AAA game publishing moves in a great cycle. Like a well known story, it’s beginning is always the same. Someone comes across a potentially profitable model and a single publisher shifts its focus, like a leviathan turning to a school of fish to devour them. Then, slowly at first but gaining speed, the entire industry will focus all of its resources to the pursuit of this new way of doing business. Like a swarm of locusts it will descend upon this new promised land of milk and honey, of dividends and positive quarterly growth. Yet, each and every time, they will strip the land clean and when there is nothing left to consume they will pass over the horizon leaving only desolation in their wake.
I know that’s probably a little more melodrama than is neccessary. Nonetheless, it’s an apt description. Corporations are always chasing the next golden goose and will often follow those who are doing well of they aren’t as successful with their own ideas. How it plays out varies by industry, but in games it usually takes the form of trend chasing and market saturation until the bubble bursts. We find ourselves in the midst of another bubble, and it’s one that I think will begin its decline this year, if not an outright collapse. I am, of course, speaking of “live services”
The live services model has been marketed as one of the greatest developments in gaming history. Games that evolve as new content is added regularly allowing players to experience near limitless gameplay. Developers can add to and adjust games as needed to ensure a well crafted player experience while keeping the games fresh and engaging. On paper these seems like a great use of the possibilities offered by online connectivity. Unfortunately, like so many things, the positives of this model have been corrupted and twisted into an abomination of greed and mismanagement.
Nearly every major publisher has some sort of live service style game. From Rockstar’s unbelievably successful GTA Online to the unbelievably dreadful Fallout 76 major tentpole properties are being set up with online gameplay meant to draw in players. Competitive games have seen the addition of seasonal content and progressive reward systems, such as Fortnite’s Battle Pass, as encouragement for players to stay engaged with the game.
The problem is that this isn’t sustainable at it’s current scale for a variety of reasons. It is a bubble, no different from those seen in housing markets or tech companies, and at it’s current rate it will burst within the next year or two. The two biggest problems are the availability of player time, which I will talk about now, and the cost of creating and maintaining these games which I will cover next time.
A Matter of Time
There are 24 hours in a day. Yes, we all know that, but it needs to be stated as it is the key issue from a player standpoint as games become more open ended. Players have a limited amount of time to put into games, no matter how much they may love them, and every minute they put into one game is one that they cannot put into another. Despite more people playing games now than any other time in history, the number of available players is a finite resource and is being stretched thinner as more and more games are released. With that, the number of players who will be making monetary investments through microtransactions or whatever the game uses to continue making money will be spread thinner as well. For the sake of brevity, assume that anytime I mention “player base” or something like that here I mean both player time and player money.

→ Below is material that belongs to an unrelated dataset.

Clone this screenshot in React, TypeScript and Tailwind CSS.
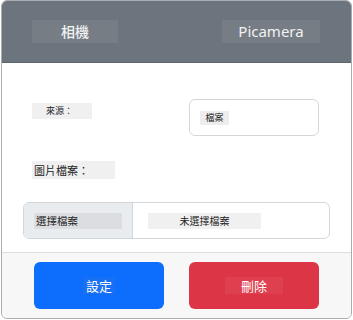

Each new release is going to pull players from one game to another because the games are being released without an equal number of games closing down. Rockstar has released Red Dead Online but GTA Online is still active. While it may attract new players who weren’t invested in the other, there is a lot of overlap in that venn diagram. I have no doubts that the overall profit for the company will go up, there is a certain level of diminishing return that factors in each time one of these games comes out.
This leaves a company with two choices. Maintain existing games after new ones are live and continue with less of a player base while increasing the costs of running both, or shut down older games and hope that the fans of one title move to their other title and not to the competitions. Obviously, a lot of that requires a cost benefit analysis and will be different for each situation. However, the fact remains that the market is becoming more saturated by the day and eventually it’s going to become very difficult to gather up enough players to justify a games expense and continued existence.
There is also a growing number of gamers who are becoming burned out on the constant grind of these always live games. The constant drip feed of new content is nice but eventually the loop becomes stale. New mechanics and modes help for a time but you can only alter a game so much before you risk it becoming so different that players leave. Call of Duty adding a match three mode, Candy Crush style, would definitely be a change and bring variety to the franchise but I dont think the core audience would embrace it with enthusiasm. People eventually need to be able to feel that they have completed something, even if only for a short time, without the pressure of feeling they will fall behind or the game will begin to feel like a chore. Players who do leave games that have a constant expansion built in may choose not to return because they feel that they “are too far behind to catch up”.
As these live service games continue to be pushed to the forefront of each publisher’s line up, and as they get more expansive and expensive, the risk of failure grows and the lifespan of any given game shortens. Next time I will go into more detail of why this is such a financial crisis for publishers and why this bubble bursting may be one of the worst the gaming industry has ever seen.
Until then, keep an eye on the clock and use your time well.